- INFORMATION PROVIDED:
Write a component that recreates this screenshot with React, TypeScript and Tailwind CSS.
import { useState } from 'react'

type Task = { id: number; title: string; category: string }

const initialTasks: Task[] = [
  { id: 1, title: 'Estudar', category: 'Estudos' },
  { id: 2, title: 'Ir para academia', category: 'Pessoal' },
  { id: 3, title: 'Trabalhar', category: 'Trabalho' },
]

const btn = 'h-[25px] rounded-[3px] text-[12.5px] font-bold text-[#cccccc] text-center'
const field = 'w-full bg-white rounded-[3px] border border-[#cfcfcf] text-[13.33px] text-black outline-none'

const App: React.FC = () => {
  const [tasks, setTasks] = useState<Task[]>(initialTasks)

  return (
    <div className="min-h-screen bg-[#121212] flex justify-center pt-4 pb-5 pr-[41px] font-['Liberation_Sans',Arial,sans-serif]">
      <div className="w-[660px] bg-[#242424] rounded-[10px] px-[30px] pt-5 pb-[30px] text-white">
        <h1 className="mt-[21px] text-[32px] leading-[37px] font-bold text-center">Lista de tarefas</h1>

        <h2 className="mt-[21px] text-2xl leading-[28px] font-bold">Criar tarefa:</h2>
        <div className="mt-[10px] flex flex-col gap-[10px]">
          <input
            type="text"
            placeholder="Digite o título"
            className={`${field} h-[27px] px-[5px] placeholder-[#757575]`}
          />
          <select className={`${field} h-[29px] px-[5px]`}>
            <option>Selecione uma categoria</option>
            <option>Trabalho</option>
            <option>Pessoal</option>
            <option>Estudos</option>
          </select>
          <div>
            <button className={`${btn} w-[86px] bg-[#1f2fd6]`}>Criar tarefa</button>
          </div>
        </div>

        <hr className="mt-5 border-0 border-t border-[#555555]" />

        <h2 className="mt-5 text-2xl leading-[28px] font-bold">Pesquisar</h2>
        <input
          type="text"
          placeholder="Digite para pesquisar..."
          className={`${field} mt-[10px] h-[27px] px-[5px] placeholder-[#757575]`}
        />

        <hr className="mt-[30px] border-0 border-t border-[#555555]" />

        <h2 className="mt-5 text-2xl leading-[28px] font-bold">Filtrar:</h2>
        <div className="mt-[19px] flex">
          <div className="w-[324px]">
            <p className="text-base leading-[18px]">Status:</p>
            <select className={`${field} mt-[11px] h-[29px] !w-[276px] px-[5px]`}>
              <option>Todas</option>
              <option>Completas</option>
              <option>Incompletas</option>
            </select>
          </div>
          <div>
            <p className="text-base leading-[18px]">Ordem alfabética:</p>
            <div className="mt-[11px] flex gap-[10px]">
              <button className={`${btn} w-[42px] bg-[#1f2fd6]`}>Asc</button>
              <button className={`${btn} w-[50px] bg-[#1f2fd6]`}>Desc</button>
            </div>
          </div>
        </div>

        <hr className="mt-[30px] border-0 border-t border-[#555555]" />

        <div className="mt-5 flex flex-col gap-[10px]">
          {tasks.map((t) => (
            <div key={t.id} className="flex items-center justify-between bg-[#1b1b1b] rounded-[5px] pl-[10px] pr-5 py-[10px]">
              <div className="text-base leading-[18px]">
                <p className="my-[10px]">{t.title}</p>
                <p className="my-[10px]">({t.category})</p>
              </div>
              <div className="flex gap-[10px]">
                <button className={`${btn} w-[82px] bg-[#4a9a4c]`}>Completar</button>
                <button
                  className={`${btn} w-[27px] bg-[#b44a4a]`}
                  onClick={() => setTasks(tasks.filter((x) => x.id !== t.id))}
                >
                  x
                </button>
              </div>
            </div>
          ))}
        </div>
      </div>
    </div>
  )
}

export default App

- EXERCISE DIRECTIONS: Retype all the material above precisely, with no line left out.

- RESULT FOR THIS TASK:
Write a component that recreates this screenshot with React, TypeScript and Tailwind CSS.
import { useState } from 'react'

type Task = { id: number; title: string; category: string }

const initialTasks: Task[] = [
  { id: 1, title: 'Estudar', category: 'Estudos' },
  { id: 2, title: 'Ir para academia', category: 'Pessoal' },
  { id: 3, title: 'Trabalhar', category: 'Trabalho' },
]

const btn = 'h-[25px] rounded-[3px] text-[12.5px] font-bold text-[#cccccc] text-center'
const field = 'w-full bg-white rounded-[3px] border border-[#cfcfcf] text-[13.33px] text-black outline-none'

const App: React.FC = () => {
  const [tasks, setTasks] = useState<Task[]>(initialTasks)

  return (
    <div className="min-h-screen bg-[#121212] flex justify-center pt-4 pb-5 pr-[41px] font-['Liberation_Sans',Arial,sans-serif]">
      <div className="w-[660px] bg-[#242424] rounded-[10px] px-[30px] pt-5 pb-[30px] text-white">
        <h1 className="mt-[21px] text-[32px] leading-[37px] font-bold text-center">Lista de tarefas</h1>

        <h2 className="mt-[21px] text-2xl leading-[28px] font-bold">Criar tarefa:</h2>
        <div className="mt-[10px] flex flex-col gap-[10px]">
          <input
            type="text"
            placeholder="Digite o título"
            className={`${field} h-[27px] px-[5px] placeholder-[#757575]`}
          />
          <select className={`${field} h-[29px] px-[5px]`}>
            <option>Selecione uma categoria</option>
            <option>Trabalho</option>
            <option>Pessoal</option>
            <option>Estudos</option>
          </select>
          <div>
            <button className={`${btn} w-[86px] bg-[#1f2fd6]`}>Criar tarefa</button>
          </div>
        </div>

        <hr className="mt-5 border-0 border-t border-[#555555]" />

        <h2 className="mt-5 text-2xl leading-[28px] font-bold">Pesquisar</h2>
        <input
          type="text"
          placeholder="Digite para pesquisar..."
          className={`${field} mt-[10px] h-[27px] px-[5px] placeholder-[#757575]`}
        />

        <hr className="mt-[30px] border-0 border-t border-[#555555]" />

        <h2 className="mt-5 text-2xl leading-[28px] font-bold">Filtrar:</h2>
        <div className="mt-[19px] flex">
          <div className="w-[324px]">
            <p className="text-base leading-[18px]">Status:</p>
            <select className={`${field} mt-[11px] h-[29px] !w-[276px] px-[5px]`}>
              <option>Todas</option>
              <option>Completas</option>
              <option>Incompletas</option>
            </select>
          </div>
          <div>
            <p className="text-base leading-[18px]">Ordem alfabética:</p>
            <div className="mt-[11px] flex gap-[10px]">
              <button className={`${btn} w-[42px] bg-[#1f2fd6]`}>Asc</button>
              <button className={`${btn} w-[50px] bg-[#1f2fd6]`}>Desc</button>
            </div>
          </div>
        </div>

        <hr className="mt-[30px] border-0 border-t border-[#555555]" />

        <div className="mt-5 flex flex-col gap-[10px]">
          {tasks.map((t) => (
            <div key={t.id} className="flex items-center justify-between bg-[#1b1b1b] rounded-[5px] pl-[10px] pr-5 py-[10px]">
              <div className="text-base leading-[18px]">
                <p className="my-[10px]">{t.title}</p>
                <p className="my-[10px]">({t.category})</p>
              </div>
              <div className="flex gap-[10px]">
                <button className={`${btn} w-[82px] bg-[#4a9a4c]`}>Completar</button>
                <button
                  className={`${btn} w-[27px] bg-[#b44a4a]`}
                  onClick={() => setTasks(tasks.filter((x) => x.id !== t.id))}
                >
                  x
                </button>
              </div>
            </div>
          ))}
        </div>
      </div>
    </div>
  )
}

export default App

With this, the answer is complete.